La posibilidad de un poeta
por Alberto LechugaEn los primeros compases de la película seguimos a Neruda hasta los baños del Senado, acaso donde se deciden de verdad los asuntos del país. En un intercambio de fogueo, el presidente del senado se dirige al poeta chileno como “Calígula”, a lo que Neruda le responde con un ceremonioso “señor presidente de esta cámara de mierda”. Poco antes, ya hemos entendido que los versos de este Neruda se leen como prosa noir: «Hace tres años que acabó la Segunda Guerra Mundial y aquí, en esta casa alegre, está a punto de comenzar una persecución memorable». Esa casa alegre es la casa del propio Pablo Neruda, un dionisíaco Pablo Neruda, que celebra dentro una suerte de bacanal de alcohol, mujeres y poesía. Una imagen que, quizás, solo exista pensada en la cabeza del policía que lo vigila destre el otro lado de la verja, que no sea más que el reflejo de una cierta idea del “mundo de la cultura”. Al presentar su película, el chileno Pablo Larraín la ha descrito como un “anti-biopic”, pero sería más preciso hablar de un biopic en contraplano: la narración de una figura a través de su proyección opuesta, la de un policía acomplejado, rencoroso y triste, «otro niño triste, otra juventud perdida», como él mismo se formula, «un espía furioso, despreciando ideas y palabras que nunca entenderá. Impotente. Guardián de una frontera imaginaria». Un policía, interpretado con hierática convicción por Gael García Bernal, que persigue a Neruda en su huida de Chile, dándole réplica desde el otro lado del espejo al poeta en exilio, al poeta del Canto general.

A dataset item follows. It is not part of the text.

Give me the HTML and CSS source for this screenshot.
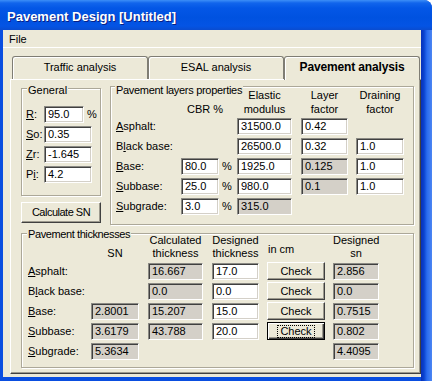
FILE: index.html
```html
<!DOCTYPE html>
<html>
<head>
<meta charset="utf-8">
<link rel="stylesheet" href="styles.css">
</head>
<body>
<div class="window">
  <div class="titlebar"><span class="title">Pavement Design [Untitled]</span></div>
  <div class="frame">
    <div class="client">
      <div class="menubar"><span class="menu-item">File</span></div>
      <div class="tabctl">
        <div class="tabstrip">
          <div class="tab">Traffic analysis</div>
          <div class="tab">ESAL analysis</div>
          <div class="tab active">Pavement analysis</div>
        </div>
        <div class="panel">
          <div class="top-row">
            <div class="left-col">
              <div class="group general">
                <div class="legend">General</div>
                <div class="gen-grid">
                  <span class="lbl"><u>R</u>:</span>
                  <div class="fwrap"><div class="field w40">95.0</div><span class="pct">%</span></div>
                  <span class="lbl"><u>S</u>o:</span>
                  <div class="field">0.35</div>
                  <span class="lbl"><u>Z</u>r:</span>
                  <div class="field">-1.645</div>
                  <span class="lbl">P<u>i</u>:</span>
                  <div class="field">4.2</div>
                </div>
              </div>
              <div class="btn calc">Calculate SN</div>
            </div>
            <div class="group layers">
              <div class="legend">Pavement layers properties</div>
              <div class="lay-grid">
                <div class="hdr cbr">CBR %</div>
                <div class="hdr c4">Elastic<br>modulus</div>
                <div class="hdr c5">Layer<br>factor</div>
                <div class="hdr c6">Draining<br>factor</div>

                <span class="lbl c1 r2"><u>A</u>sphalt:</span>
                <div class="field c4 r2">31500.0</div>
                <div class="field c5 r2 w47">0.42</div>

                <span class="lbl c1 r3">B<u>l</u>ack base:</span>
                <div class="field c4 r3">26500.0</div>
                <div class="field c5 r3 w47">0.32</div>
                <div class="field c6 r3 w48">1.0</div>

                <span class="lbl c1 r4"><u>B</u>ase:</span>
                <div class="field c2 r4">80.0</div>
                <span class="pct c3 r4">%</span>
                <div class="field c4 r4">1925.0</div>
                <div class="field c5 r4 w47 dis">0.125</div>
                <div class="field c6 r4 w48">1.0</div>

                <span class="lbl c1 r5"><u>S</u>ubbase:</span>
                <div class="field c2 r5">25.0</div>
                <span class="pct c3 r5">%</span>
                <div class="field c4 r5">980.0</div>
                <div class="field c5 r5 w47 dis">0.1</div>
                <div class="field c6 r5 w48">1.0</div>

                <span class="lbl c1 r6"><u>S</u>ubgrade:</span>
                <div class="field c2 r6">3.0</div>
                <span class="pct c3 r6">%</span>
                <div class="field c4 r6 dis">315.0</div>
              </div>
            </div>
          </div>
          <div class="group thick">
            <div class="legend">Pavement thicknesses</div>
            <div class="th-grid">
              <div class="hdr t2 one">SN</div>
              <div class="hdr t3">Calculated<br>thickness</div>
              <div class="hdr t4">Designed<br>thickness</div>
              <div class="hdr t5 incm">in cm</div>
              <div class="hdr t6">Designed<br>sn</div>

              <span class="lbl t1 r2"><u>A</u>sphalt:</span>
              <div class="field t3 r2 w55 dis">16.667</div>
              <div class="field t4 r2 w47">17.0</div>
              <div class="btn chk t5 r2">Check</div>
              <div class="field t6 r2 w46 dis">2.856</div>

              <span class="lbl t1 r3">B<u>l</u>ack base:</span>
              <div class="field t3 r3 w55 dis">0.0</div>
              <div class="field t4 r3 w47">0.0</div>
              <div class="btn chk t5 r3">Check</div>
              <div class="field t6 r3 w46 dis">0.0</div>

              <span class="lbl t1 r4"><u>B</u>ase:</span>
              <div class="field t2 r4 dis">2.8001</div>
              <div class="field t3 r4 w55 dis">15.207</div>
              <div class="field t4 r4 w47">15.0</div>
              <div class="btn chk t5 r4">Check</div>
              <div class="field t6 r4 w46 dis">0.7515</div>

              <span class="lbl t1 r5"><u>S</u>ubbase:</span>
              <div class="field t2 r5 dis">3.6179</div>
              <div class="field t3 r5 w55 dis">43.788</div>
              <div class="field t4 r5 w47">20.0</div>
              <div class="btn chk t5 r5 default"><span class="focus">Check</span></div>
              <div class="field t6 r5 w46 dis">0.802</div>

              <span class="lbl t1 r6"><u>S</u>ubgrade:</span>
              <div class="field t2 r6 dis">5.3634</div>
              <div class="field t6 r6 w46 dis">4.4095</div>
            </div>
          </div>
        </div>
      </div>
    </div>
  </div>
</div>
</body>
</html>
```

FILE: styles.css
```css
* { box-sizing: border-box; }
html, body { margin: 0; padding: 0; }
body {
  width: 432px;
  height: 381px;
  overflow: hidden;
  background: #ffffff;
  font-family: "Liberation Sans", Arial, sans-serif;
  font-size: 11px;
  color: #000;
}
.window {
  width: 432px;
  height: 381px;
  background: #0b4fd6;
  border-top-right-radius: 8px;
  overflow: hidden;
  display: flex;
  flex-direction: column;
}
.titlebar {
  height: 30px;
  flex: none;
  padding: 6px 0 0 7px;
  background: linear-gradient(#3d8ff7 0px, #1165ec 3px, #0457e6 8px, #0052e0 18px, #0454e4 26px, #0a4cd0 30px);
}
.title {
  color: #fff;
  font-weight: bold;
  font-size: 13px;
  line-height: 15px;
  text-shadow: 1px 1px 0 #0a1f84;
  display: block;
  padding-top: 3px;
}
.frame {
  flex: 1;
  display: flex;
  padding: 0 11px 4px 3px;
  background: linear-gradient(90deg, #0a4ee0 0px, #0a4ee0 421px, #0831b8 421px, #0a43d0 424px, #2a6cf0 427px, #4c86f2 432px);
}
.client {
  flex: 1;
  background: #ece9d8;
  display: flex;
  flex-direction: column;
}
.menubar {
  height: 18px;
  line-height: 18px;
  padding-left: 6px;
  border-bottom: 1px solid #fff;
  flex: none;
}
.tabctl {
  padding-left: 7px;
  display: flex;
  flex-direction: column;
}
.tabstrip {
  display: flex;
  height: 31px;
  align-items: flex-end;
  padding-left: 2px;
}
.tab {
  width: 136px;
  height: 23px;
  line-height: 20px;
  text-align: center;
  border: 1px solid #7f7d74;
  border-bottom: none;
  border-radius: 3px 3px 0 0;
  box-shadow: inset 1px 1px 0 #fff;
  background: #ece9d8;
}
.tab.active {
  font-weight: bold;
  font-size: 12px;
  letter-spacing: -0.15px;
  height: 24px;
  margin-bottom: -1px;
  position: relative;
  z-index: 1;
}
.panel {
  width: 411px;
  height: 295px;
  border-left: 1px solid #fff;
  border-top: 1px solid #fff;
  border-right: 1px solid #404040;
  border-bottom: 1px solid #404040;
  box-shadow: inset -1px -1px 0 #9d9a8e;
  padding-left: 10px;
}
.top-row {
  display: flex;
  gap: 9px;
  height: 145px;
}
.left-col {
  width: 80px;
  display: flex;
  flex-direction: column;
}
.group {
  border: 1px solid #aca899;
  box-shadow: inset 1px 1px 0 #fff, 1px 1px 0 #fff;
}
.legend {
  display: table;
  line-height: 13px;
  padding: 0 1px;
  background: #ece9d8;
  white-space: nowrap;
}
.general {
  width: 80px;
  height: 108px;
  margin-top: 8px;
}
.general .legend { margin: -5px 0 0 5px; }
.gen-grid {
  display: grid;
  grid-template-columns: 18px 48px;
  grid-auto-rows: 17px;
  row-gap: 3px;
  margin: 9px 0 0 4px;
}
.lbl {
  line-height: 17px;
  white-space: nowrap;
}
.fwrap { display: flex; }
.pct { line-height: 17px; padding-left: 3px; }
.field {
  height: 17px;
  width: 100%;
  background: #fff;
  border: 1px solid;
  border-color: #8b8a84 #fff #fff #8b8a84;
  box-shadow: inset 1px 1px 0 #404040, inset -1px -1px 0 #d4d0c8;
  padding: 0 0 0 3px;
  line-height: 15px;
  white-space: nowrap;
  overflow: hidden;
}
.field.dis { background: #d4d0c8; }
.w40 { width: 40px; flex: none; }
.w47 { width: 47px; justify-self: end; }
.w48 { width: 48px; justify-self: end; }
.w55 { width: 55px; justify-self: end; }
.w46 { width: 46px; }
.btn {
  background: #ece9d8;
  border: 1px solid;
  border-color: #fff #404040 #404040 #fff;
  box-shadow: inset -1px -1px 0 #9d9a8e;
  text-align: center;
  white-space: nowrap;
}
.calc {
  margin-top: 6px;
  height: 21px;
  line-height: 19px;
  letter-spacing: -0.5px;
}
.layers {
  width: 304px;
  height: 139px;
  margin-top: 6px;
}
.layers .legend { margin: -3px 0 -9px 4px; letter-spacing: -0.3px; }
.lay-grid {
  display: grid;
  grid-template-columns: 65px 38px 18px 55px 56px 56px;
  grid-template-rows: 27px repeat(5, 17px);
  row-gap: 3px;
  margin-left: 5px;
}
.hdr {
  line-height: 14px;
  text-align: center;
  white-space: nowrap;
  grid-row: 1;
}
.hdr.cbr { grid-column: 2 / span 2; text-align: left; padding-left: 6px; align-self: end; margin-bottom: -1px; }
.hdr.c4 { grid-column: 4; }
.hdr.c5 { grid-column: 5; padding-left: 9px; }
.hdr.c6 { grid-column: 6; padding-left: 8px; }
.c1 { grid-column: 1; }
.c2 { grid-column: 2; }
.c3 { grid-column: 3; }
.c4 { grid-column: 4; }
.c5 { grid-column: 5; }
.c6 { grid-column: 6; }
.r2 { grid-row: 2; }
.r3 { grid-row: 3; }
.r4 { grid-row: 4; }
.r5 { grid-row: 5; }
.r6 { grid-row: 6; }
.thick {
  width: 393px;
  height: 135px;
  margin-top: 8px;
}
.thick .legend { margin: -6px 0 -7px 5px; letter-spacing: -0.4px; }
.th-grid {
  display: grid;
  grid-template-columns: 55px 48px 56px 48px 58px 46px;
  grid-template-rows: 26px repeat(5, 17px);
  column-gap: 8px;
  row-gap: 3px;
  margin-left: 6px;
}
.th-grid .hdr { line-height: 13px; }
.hdr.one { align-self: end; }
.hdr.t3 { padding-left: 1px; }
.hdr.t4 { padding-left: 1px; }
.hdr.incm { text-align: left; padding: 9px 0 0 1px; }
.t1 { grid-column: 1; }
.t2 { grid-column: 2; }
.t3 { grid-column: 3; }
.t4 { grid-column: 4; }
.t5 { grid-column: 5; }
.t6 { grid-column: 6; }
.chk {
  height: 18px;
  margin-top: -1px;
  line-height: 16px;
}
.chk.default {
  border: 1px solid #000;
  box-shadow: inset 1px 1px 0 #fff, inset -1px -1px 0 #404040, inset -2px -2px 0 #9d9a8e;
}
.focus {
  display: inline-block;
  outline: 1px dotted #000;
  outline-offset: 0;
  line-height: 11px;
  padding: 0 2px;
}
```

Larraín, ese cineasta cruel y terriblemente burgués que lleva años sermoneándonos desde el púlpito (qué castigo la abyecta El Club), se muestra aquí como cineasta desubicado, incapaz de sumar al texto, intentando imponer su exhibicionismo a toda costa, con ese esteticismo afectado marca de la casa lleno de filtros azulados y absurdos flares. Por suerte, tal como en un momento pareciera que el personaje del policía se revelase contra la ficción (imposible no pensar en Unamuno de Niebla), el texto también rema con fuerza hasta sobreponerse a un cineasta desnortado. Para el guionista Guillermo Calderón es tan importante el hecho histórico como la posibilidad de un hecho, ya que la única manera de acercarse a alguna verdad en torno al poeta es a través de la ficción, de proponer una película “nerudiana”. Ficción y realidad se igualan y se retroalimentan y se establece así una provechosa fricción en el plano diegético que dinamiza además una acertada tensión en torno a las contradicciones del “artista comprometido”: en un momento de la película se evoca a Neruda dictando su poesía mientras limpia pescado («el poeta le dio las palabras para que ellos pudieran contar su vida, su vida dura. (...) Ahora lo pueden citar cada vez que los pise la historia») mientras que el policía, por su parte, lo espía en actitudes endiosadas, en soirées frívolas de alcohol y sexo («les encanta empaparse del sudor y las lágrimas del dolor ajeno»).
Calderón rinde tributo a Pablo Neruda al convertirlo en un personaje de una de esas novelas policíacas que tanto amaba, en una de esas figuras centrales huidizas que podrían aparecer en el universo de Hammett, Chandler o Himes. Calderón se imagina a Neruda imaginando, en un metarelato en gerundio, como si con su huida el poeta desvelase la ficción que anida en la realidad y la verdad que atesora la ficción. Queda así una película nerudiana que navega por hechos históricos a través del género (¡ojo al cameo casi hergeniano de Pinochet!), que nos acerca al poeta a través de un poema hard-boiled.